The idea of the test fixture is that it should pull about 60 microamps from a 2000 ohm source. I didn't simulate any of the op-amps, just this particular bias network thingy. So the current sink ends up lowering the voltage at the output node between R3 and R5, rather than raising the voltage at the op-amp output, but it should be similar enough.

Here I've hooked it up to a "PULSE" voltage source which goes from 2.5V to 2.4V... This is similar to the input to my system. I really only care strongly about the DC accuracy, os this is a good test. I'm aware of how awful the piecewise-linger PULSE waveforms are, but I figured it'd be fine. Here is a shot of the output current and voltage waveforms. It's showing the input pulse voltage waveform on top and the same voltage waveform at the node after the 2000 ohm resistor (i.e. between R5 and R3) below. Also shown is the current waveform through R3: current sink low-speed test waveforms Not bad! I think it's good.

Now let me put a 10ns edge in and see what happens.
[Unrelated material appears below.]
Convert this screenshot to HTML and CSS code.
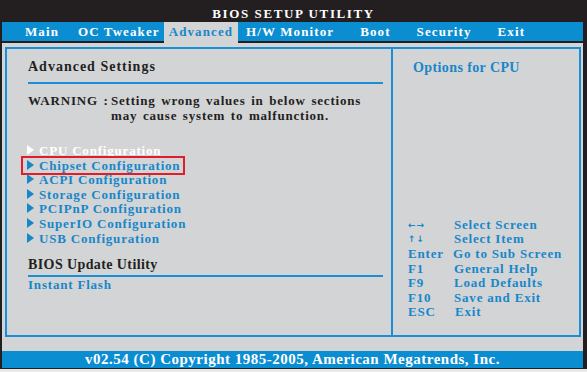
FILE: index.html
```html
<!DOCTYPE html>
<html lang="en">
<head>
    <meta charset="UTF-8">
    <title>BIOS SETUP UTILITY</title>
    <link rel="stylesheet" href="styles.css">
</head>
<body>
<div class="bios">
    <div class="title">BIOS SETUP UTILITY</div>
    <div class="tabs">
        <span class="tab tab-main">Main</span>
        <span class="tab tab-oc">OC Tweaker</span>
        <span class="tab active">Advanced</span>
        <span class="tab tab-hw">H/W Monitor</span>
        <span class="tab">Boot</span>
        <span class="tab">Security</span>
        <span class="tab">Exit</span>
    </div>
    <div class="body">
        <div class="frame">
            <div class="panel-left">
                <div class="section-title first">Advanced Settings</div>
                <div class="warning">
                    <span>WARNING :</span>
                    <span>Setting wrong values in below sections<br>may cause system to malfunction.</span>
                </div>
                <ul class="menu">
                    <li class="current">CPU Configuration</li>
                    <li class="marked">Chipset Configuration</li>
                    <li>ACPI Configuration</li>
                    <li>Storage Configuration</li>
                    <li>PCIPnP Configuration</li>
                    <li>SuperIO Configuration</li>
                    <li>USB Configuration</li>
                </ul>
                <div class="section-title second">BIOS Update Utility</div>
                <div class="flash">Instant Flash</div>
            </div>
            <div class="panel-right">
                <div class="help-title">Options for CPU</div>
                <div class="keys">
                    <span class="arrow">&larr;&rarr;</span><span>Select Screen</span>
                    <span class="arrow">&uarr;&darr;</span><span>Select Item</span>
                    <span>Enter</span><span class="shift">Go to Sub Screen</span>
                    <span>F1</span><span>General Help</span>
                    <span>F9</span><span>Load Defaults</span>
                    <span>F10</span><span>Save and Exit</span>
                    <span>ESC</span><span class="push">Exit</span>
                </div>
            </div>
        </div>
    </div>
    <div class="footer">v02.54 (C) Copyright 1985-2005, American Megatrends, Inc.</div>
</div>
</body>
</html>
```
FILE: styles.css
```css
* {
    margin: 0;
    padding: 0;
    box-sizing: border-box;
}

ul {
    list-style: none;
}

html {
    background: #e9e9e9;
}

body {
    font-family: "Liberation Serif", "Times New Roman", serif;
    font-weight: bold;
    font-size: 13px;
    letter-spacing: 0.8px;
    color: #231f20;
}

.bios {
    height: 369px;
    background: #231f20;
}

.title {
    height: 22px;
    padding-top: 6px;
    line-height: 16px;
    text-align: center;
    color: #fff;
    letter-spacing: 1.6px;
}

.tabs {
    display: flex;
    height: 21px;
    margin: 0 4px 0 2px;
    padding-left: 14px;
    background: #0b8dd2;
    border-bottom: 2px solid #231f20;
    letter-spacing: 1.1px;
}

.tab {
    padding: 0 13px;
    line-height: 19px;
    color: #fff;
}

.tab-main {
    padding: 0 9px;
}

.tab-oc {
    padding: 0 4px 0 10px;
}

.tab-hw {
    padding-left: 8px;
}

.tab.active {
    height: 21px;
    padding: 0 5px;
    background: #d3d4d6;
    color: #1787c9;
}

.body {
    margin: 0 4px 0 2px;
    padding: 4px 2px 14px 3px;
    background: #d3d4d6;
}

.frame {
    display: flex;
    height: 290px;
    border: 2px solid #1a8fd5;
}

.panel-left {
    width: 386px;
    padding: 10px 8px 0 21px;
    border-right: 2px solid #1a8fd5;
}

.section-title {
    font-size: 14px;
    line-height: 16px;
    border-bottom: 2px solid #1a8fd5;
}

.section-title.first {
    padding-bottom: 7px;
    letter-spacing: 1px;
}

.section-title.second {
    margin-top: 11px;
    padding-bottom: 2px;
    letter-spacing: 0.4px;
}

.warning {
    display: grid;
    grid-template-columns: 83px auto;
    margin-top: 10px;
    line-height: 14.5px;
    word-spacing: 1.6px;
}

.menu {
    margin: 21px 0 0 -1px;
    line-height: 14.6px;
    color: #1787c9;
}

.menu li {
    width: fit-content;
    position: relative;
}

.menu li::before {
    content: "";
    display: inline-block;
    width: 0;
    height: 0;
    margin-right: 5px;
    border-left: 7px solid currentColor;
    border-top: 5px solid transparent;
    border-bottom: 5px solid transparent;
}

.menu li.current {
    color: #fff;
}

.menu li.marked::after {
    content: "";
    position: absolute;
    top: -3px;
    bottom: -2px;
    left: -6px;
    right: -5px;
    border: 2px solid #e21d2b;
}

.flash {
    margin-top: 1px;
    line-height: 14.6px;
    color: #1787c9;
}

.panel-right {
    flex: 1;
    display: flex;
    flex-direction: column;
    padding: 11px 0 15px 15px;
    color: #1787c9;
}

.help-title {
    margin-left: 5px;
    font-size: 14px;
    line-height: 16px;
    letter-spacing: 0.4px;
}

.keys {
    margin-top: auto;
    display: grid;
    grid-template-columns: 46px auto;
    line-height: 14.6px;
}

.keys .arrow {
    font-family: "DejaVu Sans", sans-serif;
    font-size: 9px;
    letter-spacing: 1px;
}

.keys .shift {
    margin-left: -1px;
}

.keys .push {
    margin-left: 1px;
}

.footer {
    height: 18px;
    margin: 0 4px 0 2px;
    background: #0b8dd2;
    border-bottom: 1px solid #231f20;
    color: #fff;
    font-size: 15px;
    line-height: 17px;
    letter-spacing: 0.5px;
    text-align: center;
}
```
I'm not expecting to have anything this fast but let's try just for fun: high-speed current sink test fixture high-speed current sink high-speed test waveforms Well it's wrong by basically 50% at peak, and the error lasts like 50+ nanoseconds, but evidently it smooths out the edge at the output node and gives it this RC-like appearance. I'm okay with this! My circuit is really slow.

Now, with the dual emitter degeneration resistors I think the accuracy will be good enough with the nonmatched dual 2N3904 package, though I don't know how to test this with LTspice. Best of all, I had 47, 470, and 30k ohms resistors in my "standard parts," (as well as the dual 2N3904), so I can implement this circuit at very low cost in the larger system. Great! I will try it out and hopefully it will work well. I'll try to try it first with separate 2N3904s which I'll choose to be particularly poorly matched. Hopefully the output current accuracy will still be okay in this case. If so then I'll know it'll be as good if I use the dual 2N3904.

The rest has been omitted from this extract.